## BEGIN
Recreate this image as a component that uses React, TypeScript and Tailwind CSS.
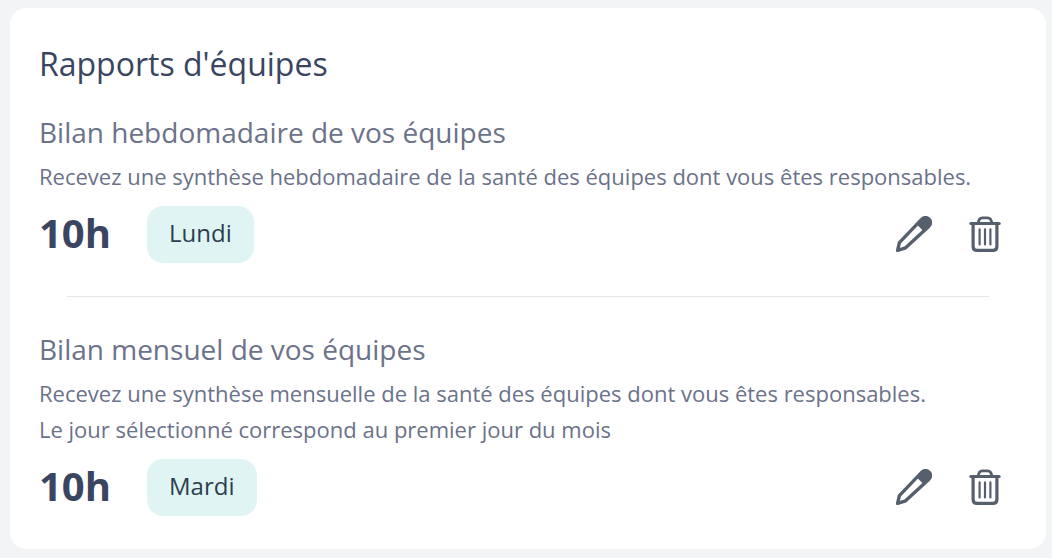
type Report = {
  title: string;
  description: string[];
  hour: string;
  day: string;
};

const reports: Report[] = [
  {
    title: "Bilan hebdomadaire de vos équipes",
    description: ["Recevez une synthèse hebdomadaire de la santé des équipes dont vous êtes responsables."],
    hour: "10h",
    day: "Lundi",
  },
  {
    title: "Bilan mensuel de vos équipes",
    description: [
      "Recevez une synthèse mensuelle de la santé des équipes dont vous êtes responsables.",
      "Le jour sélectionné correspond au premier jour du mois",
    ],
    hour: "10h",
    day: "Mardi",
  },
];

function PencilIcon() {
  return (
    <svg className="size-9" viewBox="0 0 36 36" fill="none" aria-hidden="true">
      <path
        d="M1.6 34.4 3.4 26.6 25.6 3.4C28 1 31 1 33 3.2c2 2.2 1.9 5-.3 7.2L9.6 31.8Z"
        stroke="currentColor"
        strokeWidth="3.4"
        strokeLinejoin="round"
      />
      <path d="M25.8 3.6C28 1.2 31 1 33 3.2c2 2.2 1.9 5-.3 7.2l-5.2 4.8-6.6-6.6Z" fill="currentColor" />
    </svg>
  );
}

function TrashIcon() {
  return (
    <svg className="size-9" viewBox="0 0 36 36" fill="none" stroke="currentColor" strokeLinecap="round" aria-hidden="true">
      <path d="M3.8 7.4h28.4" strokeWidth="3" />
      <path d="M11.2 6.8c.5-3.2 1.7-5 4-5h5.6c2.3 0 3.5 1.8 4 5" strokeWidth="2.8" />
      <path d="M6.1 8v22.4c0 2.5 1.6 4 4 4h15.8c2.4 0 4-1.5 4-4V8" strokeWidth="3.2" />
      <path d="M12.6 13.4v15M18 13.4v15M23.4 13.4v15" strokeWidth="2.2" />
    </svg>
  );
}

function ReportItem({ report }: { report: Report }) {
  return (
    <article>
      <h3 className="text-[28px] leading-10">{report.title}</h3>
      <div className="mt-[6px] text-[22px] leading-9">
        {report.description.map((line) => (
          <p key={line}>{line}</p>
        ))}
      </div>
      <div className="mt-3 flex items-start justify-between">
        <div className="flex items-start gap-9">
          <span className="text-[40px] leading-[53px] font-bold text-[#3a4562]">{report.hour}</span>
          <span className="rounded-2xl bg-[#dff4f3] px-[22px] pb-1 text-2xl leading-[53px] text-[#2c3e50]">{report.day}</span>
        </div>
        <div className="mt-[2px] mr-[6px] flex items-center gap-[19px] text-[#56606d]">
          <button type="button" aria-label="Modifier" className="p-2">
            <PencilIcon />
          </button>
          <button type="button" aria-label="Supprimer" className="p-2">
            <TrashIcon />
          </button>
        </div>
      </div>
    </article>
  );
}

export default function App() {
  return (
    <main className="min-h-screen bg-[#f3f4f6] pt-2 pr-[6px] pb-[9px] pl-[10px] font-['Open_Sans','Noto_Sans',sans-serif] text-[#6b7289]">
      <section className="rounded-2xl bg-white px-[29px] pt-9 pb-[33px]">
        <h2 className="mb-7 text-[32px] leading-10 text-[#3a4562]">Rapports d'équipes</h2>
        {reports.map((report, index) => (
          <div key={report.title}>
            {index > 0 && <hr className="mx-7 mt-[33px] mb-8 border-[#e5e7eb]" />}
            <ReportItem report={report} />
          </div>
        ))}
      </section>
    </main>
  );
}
## END
# Task to complete:
Quote in full the listing given above; the images are to be left out.

# Result:
Recreate this image as a component that uses React, TypeScript and Tailwind CSS.
type Report = {
  title: string;
  description: string[];
  hour: string;
  day: string;
};

const reports: Report[] = [
  {
    title: "Bilan hebdomadaire de vos équipes",
    description: ["Recevez une synthèse hebdomadaire de la santé des équipes dont vous êtes responsables."],
    hour: "10h",
    day: "Lundi",
  },
  {
    title: "Bilan mensuel de vos équipes",
    description: [
      "Recevez une synthèse mensuelle de la santé des équipes dont vous êtes responsables.",
      "Le jour sélectionné correspond au premier jour du mois",
    ],
    hour: "10h",
    day: "Mardi",
  },
];

function PencilIcon() {
  return (
    <svg className="size-9" viewBox="0 0 36 36" fill="none" aria-hidden="true">
      <path
        d="M1.6 34.4 3.4 26.6 25.6 3.4C28 1 31 1 33 3.2c2 2.2 1.9 5-.3 7.2L9.6 31.8Z"
        stroke="currentColor"
        strokeWidth="3.4"
        strokeLinejoin="round"
      />
      <path d="M25.8 3.6C28 1.2 31 1 33 3.2c2 2.2 1.9 5-.3 7.2l-5.2 4.8-6.6-6.6Z" fill="currentColor" />
    </svg>
  );
}

function TrashIcon() {
  return (
    <svg className="size-9" viewBox="0 0 36 36" fill="none" stroke="currentColor" strokeLinecap="round" aria-hidden="true">
      <path d="M3.8 7.4h28.4" strokeWidth="3" />
      <path d="M11.2 6.8c.5-3.2 1.7-5 4-5h5.6c2.3 0 3.5 1.8 4 5" strokeWidth="2.8" />
      <path d="M6.1 8v22.4c0 2.5 1.6 4 4 4h15.8c2.4 0 4-1.5 4-4V8" strokeWidth="3.2" />
      <path d="M12.6 13.4v15M18 13.4v15M23.4 13.4v15" strokeWidth="2.2" />
    </svg>
  );
}

function ReportItem({ report }: { report: Report }) {
  return (
    <article>
      <h3 className="text-[28px] leading-10">{report.title}</h3>
      <div className="mt-[6px] text-[22px] leading-9">
        {report.description.map((line) => (
          <p key={line}>{line}</p>
        ))}
      </div>
      <div className="mt-3 flex items-start justify-between">
        <div className="flex items-start gap-9">
          <span className="text-[40px] leading-[53px] font-bold text-[#3a4562]">{report.hour}</span>
          <span className="rounded-2xl bg-[#dff4f3] px-[22px] pb-1 text-2xl leading-[53px] text-[#2c3e50]">{report.day}</span>
        </div>
        <div className="mt-[2px] mr-[6px] flex items-center gap-[19px] text-[#56606d]">
          <button type="button" aria-label="Modifier" className="p-2">
            <PencilIcon />
          </button>
          <button type="button" aria-label="Supprimer" className="p-2">
            <TrashIcon />
          </button>
        </div>
      </div>
    </article>
  );
}

export default function App() {
  return (
    <main className="min-h-screen bg-[#f3f4f6] pt-2 pr-[6px] pb-[9px] pl-[10px] font-['Open_Sans','Noto_Sans',sans-serif] text-[#6b7289]">
      <section className="rounded-2xl bg-white px-[29px] pt-9 pb-[33px]">
        <h2 className="mb-7 text-[32px] leading-10 text-[#3a4562]">Rapports d'équipes</h2>
        {reports.map((report, index) => (
          <div key={report.title}>
            {index > 0 && <hr className="mx-7 mt-[33px] mb-8 border-[#e5e7eb]" />}
            <ReportItem report={report} />
          </div>
        ))}
      </section>
    </main>
  );
}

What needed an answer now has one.